## Data segment
□ □ □

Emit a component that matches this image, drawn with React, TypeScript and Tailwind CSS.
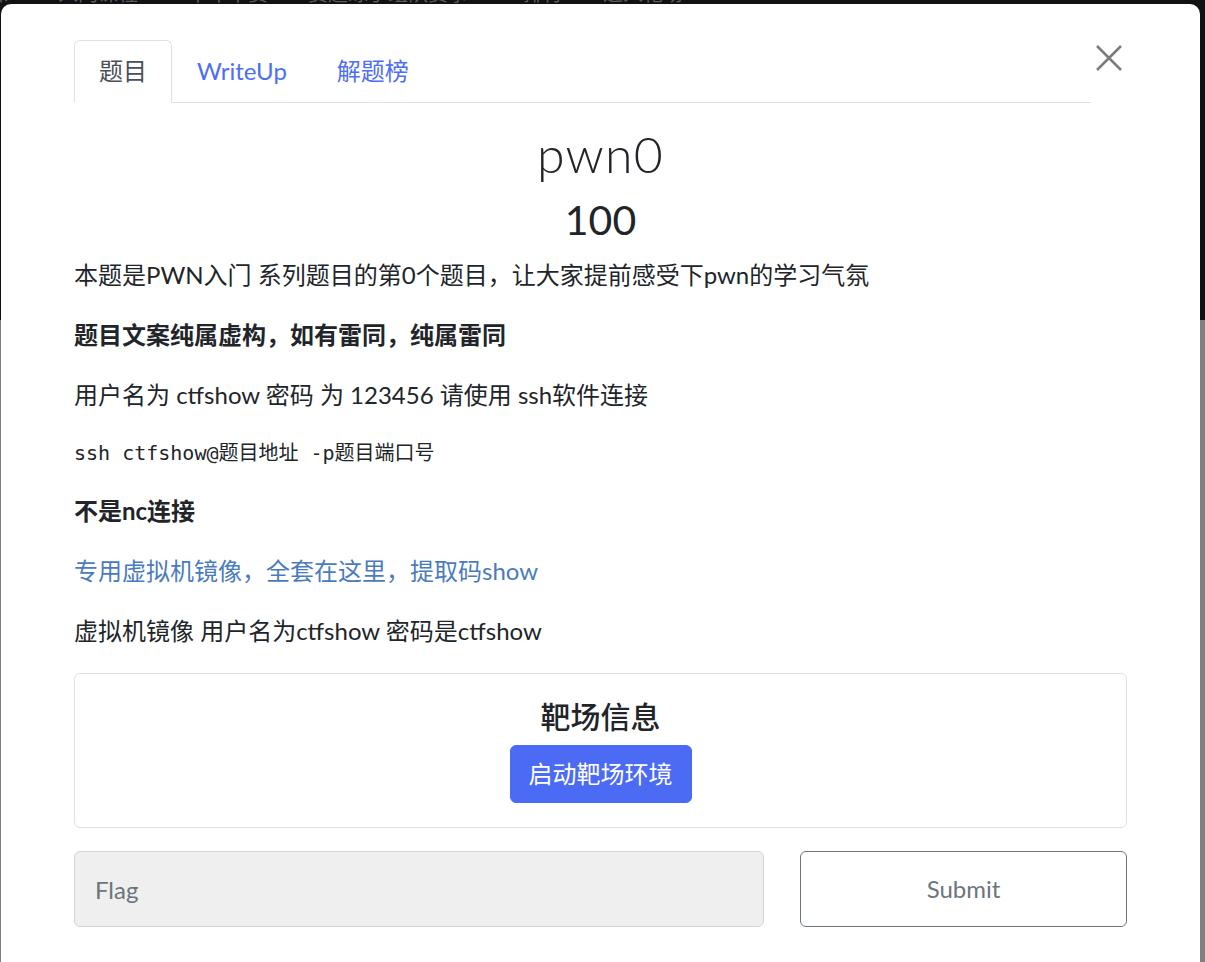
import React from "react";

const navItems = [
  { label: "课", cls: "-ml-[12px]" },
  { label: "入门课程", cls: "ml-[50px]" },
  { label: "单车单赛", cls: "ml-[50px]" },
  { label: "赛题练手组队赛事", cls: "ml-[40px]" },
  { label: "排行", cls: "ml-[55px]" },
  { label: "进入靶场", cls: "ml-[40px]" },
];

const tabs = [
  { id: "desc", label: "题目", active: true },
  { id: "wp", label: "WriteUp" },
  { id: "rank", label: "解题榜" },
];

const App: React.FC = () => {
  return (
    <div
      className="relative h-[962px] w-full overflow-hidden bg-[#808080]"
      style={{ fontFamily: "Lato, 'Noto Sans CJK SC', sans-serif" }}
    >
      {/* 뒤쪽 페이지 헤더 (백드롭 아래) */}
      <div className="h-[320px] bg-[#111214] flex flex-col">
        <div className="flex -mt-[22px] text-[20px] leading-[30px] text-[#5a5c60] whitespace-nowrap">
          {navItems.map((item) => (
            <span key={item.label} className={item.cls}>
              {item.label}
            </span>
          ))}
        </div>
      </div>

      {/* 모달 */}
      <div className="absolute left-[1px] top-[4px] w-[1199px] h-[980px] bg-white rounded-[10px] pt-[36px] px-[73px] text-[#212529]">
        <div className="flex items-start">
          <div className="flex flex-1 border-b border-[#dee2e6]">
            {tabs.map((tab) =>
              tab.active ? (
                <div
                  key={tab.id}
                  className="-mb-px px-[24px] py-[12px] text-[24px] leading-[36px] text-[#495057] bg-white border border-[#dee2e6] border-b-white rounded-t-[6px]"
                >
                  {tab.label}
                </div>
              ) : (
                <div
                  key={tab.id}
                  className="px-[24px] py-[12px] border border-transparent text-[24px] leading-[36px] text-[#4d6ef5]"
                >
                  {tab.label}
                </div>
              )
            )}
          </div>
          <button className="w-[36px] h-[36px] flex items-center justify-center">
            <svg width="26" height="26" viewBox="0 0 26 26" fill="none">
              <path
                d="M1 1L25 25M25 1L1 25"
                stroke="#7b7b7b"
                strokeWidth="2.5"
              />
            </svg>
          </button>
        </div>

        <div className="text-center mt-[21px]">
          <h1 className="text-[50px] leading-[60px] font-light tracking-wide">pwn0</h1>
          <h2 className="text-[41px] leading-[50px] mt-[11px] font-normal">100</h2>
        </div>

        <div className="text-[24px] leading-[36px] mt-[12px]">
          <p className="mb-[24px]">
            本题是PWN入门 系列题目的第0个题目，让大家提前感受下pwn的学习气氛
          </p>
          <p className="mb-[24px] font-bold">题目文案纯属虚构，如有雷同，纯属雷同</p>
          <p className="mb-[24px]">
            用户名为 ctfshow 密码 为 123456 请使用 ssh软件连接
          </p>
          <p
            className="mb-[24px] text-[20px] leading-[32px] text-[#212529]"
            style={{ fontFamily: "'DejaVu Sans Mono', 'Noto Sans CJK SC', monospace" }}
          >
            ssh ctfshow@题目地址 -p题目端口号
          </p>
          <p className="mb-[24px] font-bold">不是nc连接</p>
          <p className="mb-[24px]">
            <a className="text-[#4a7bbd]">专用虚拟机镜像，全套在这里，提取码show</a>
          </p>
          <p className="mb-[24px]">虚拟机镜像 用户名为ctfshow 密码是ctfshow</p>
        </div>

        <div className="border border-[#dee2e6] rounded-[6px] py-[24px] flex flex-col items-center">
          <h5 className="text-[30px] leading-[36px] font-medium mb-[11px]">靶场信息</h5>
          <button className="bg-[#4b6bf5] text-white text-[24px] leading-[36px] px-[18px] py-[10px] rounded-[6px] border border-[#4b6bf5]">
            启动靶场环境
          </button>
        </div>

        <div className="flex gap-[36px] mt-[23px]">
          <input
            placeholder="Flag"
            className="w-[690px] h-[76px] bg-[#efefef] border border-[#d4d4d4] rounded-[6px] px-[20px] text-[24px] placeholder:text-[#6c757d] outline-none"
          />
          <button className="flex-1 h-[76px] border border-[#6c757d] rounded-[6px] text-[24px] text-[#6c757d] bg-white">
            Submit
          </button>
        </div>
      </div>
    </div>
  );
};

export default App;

□ □ □

## Stated exercise
Could you repeat all of the material exactly? Pictures should not be copied.

## The completed task
Emit a component that matches this image, drawn with React, TypeScript and Tailwind CSS.
import React from "react";

const navItems = [
  { label: "课", cls: "-ml-[12px]" },
  { label: "入门课程", cls: "ml-[50px]" },
  { label: "单车单赛", cls: "ml-[50px]" },
  { label: "赛题练手组队赛事", cls: "ml-[40px]" },
  { label: "排行", cls: "ml-[55px]" },
  { label: "进入靶场", cls: "ml-[40px]" },
];

const tabs = [
  { id: "desc", label: "题目", active: true },
  { id: "wp", label: "WriteUp" },
  { id: "rank", label: "解题榜" },
];

const App: React.FC = () => {
  return (
    <div
      className="relative h-[962px] w-full overflow-hidden bg-[#808080]"
      style={{ fontFamily: "Lato, 'Noto Sans CJK SC', sans-serif" }}
    >
      {/* 뒤쪽 페이지 헤더 (백드롭 아래) */}
      <div className="h-[320px] bg-[#111214] flex flex-col">
        <div className="flex -mt-[22px] text-[20px] leading-[30px] text-[#5a5c60] whitespace-nowrap">
          {navItems.map((item) => (
            <span key={item.label} className={item.cls}>
              {item.label}
            </span>
          ))}
        </div>
      </div>

      {/* 모달 */}
      <div className="absolute left-[1px] top-[4px] w-[1199px] h-[980px] bg-white rounded-[10px] pt-[36px] px-[73px] text-[#212529]">
        <div className="flex items-start">
          <div className="flex flex-1 border-b border-[#dee2e6]">
            {tabs.map((tab) =>
              tab.active ? (
                <div
                  key={tab.id}
                  className="-mb-px px-[24px] py-[12px] text-[24px] leading-[36px] text-[#495057] bg-white border border-[#dee2e6] border-b-white rounded-t-[6px]"
                >
                  {tab.label}
                </div>
              ) : (
                <div
                  key={tab.id}
                  className="px-[24px] py-[12px] border border-transparent text-[24px] leading-[36px] text-[#4d6ef5]"
                >
                  {tab.label}
                </div>
              )
            )}
          </div>
          <button className="w-[36px] h-[36px] flex items-center justify-center">
            <svg width="26" height="26" viewBox="0 0 26 26" fill="none">
              <path
                d="M1 1L25 25M25 1L1 25"
                stroke="#7b7b7b"
                strokeWidth="2.5"
              />
            </svg>
          </button>
        </div>

        <div className="text-center mt-[21px]">
          <h1 className="text-[50px] leading-[60px] font-light tracking-wide">pwn0</h1>
          <h2 className="text-[41px] leading-[50px] mt-[11px] font-normal">100</h2>
        </div>

        <div className="text-[24px] leading-[36px] mt-[12px]">
          <p className="mb-[24px]">
            本题是PWN入门 系列题目的第0个题目，让大家提前感受下pwn的学习气氛
          </p>
          <p className="mb-[24px] font-bold">题目文案纯属虚构，如有雷同，纯属雷同</p>
          <p className="mb-[24px]">
            用户名为 ctfshow 密码 为 123456 请使用 ssh软件连接
          </p>
          <p
            className="mb-[24px] text-[20px] leading-[32px] text-[#212529]"
            style={{ fontFamily: "'DejaVu Sans Mono', 'Noto Sans CJK SC', monospace" }}
          >
            ssh ctfshow@题目地址 -p题目端口号
          </p>
          <p className="mb-[24px] font-bold">不是nc连接</p>
          <p className="mb-[24px]">
            <a className="text-[#4a7bbd]">专用虚拟机镜像，全套在这里，提取码show</a>
          </p>
          <p className="mb-[24px]">虚拟机镜像 用户名为ctfshow 密码是ctfshow</p>
        </div>

        <div className="border border-[#dee2e6] rounded-[6px] py-[24px] flex flex-col items-center">
          <h5 className="text-[30px] leading-[36px] font-medium mb-[11px]">靶场信息</h5>
          <button className="bg-[#4b6bf5] text-white text-[24px] leading-[36px] px-[18px] py-[10px] rounded-[6px] border border-[#4b6bf5]">
            启动靶场环境
          </button>
        </div>

        <div className="flex gap-[36px] mt-[23px]">
          <input
            placeholder="Flag"
            className="w-[690px] h-[76px] bg-[#efefef] border border-[#d4d4d4] rounded-[6px] px-[20px] text-[24px] placeholder:text-[#6c757d] outline-none"
          />
          <button className="flex-1 h-[76px] border border-[#6c757d] rounded-[6px] text-[24px] text-[#6c757d] bg-white">
            Submit
          </button>
        </div>
      </div>
    </div>
  );
};

export default App;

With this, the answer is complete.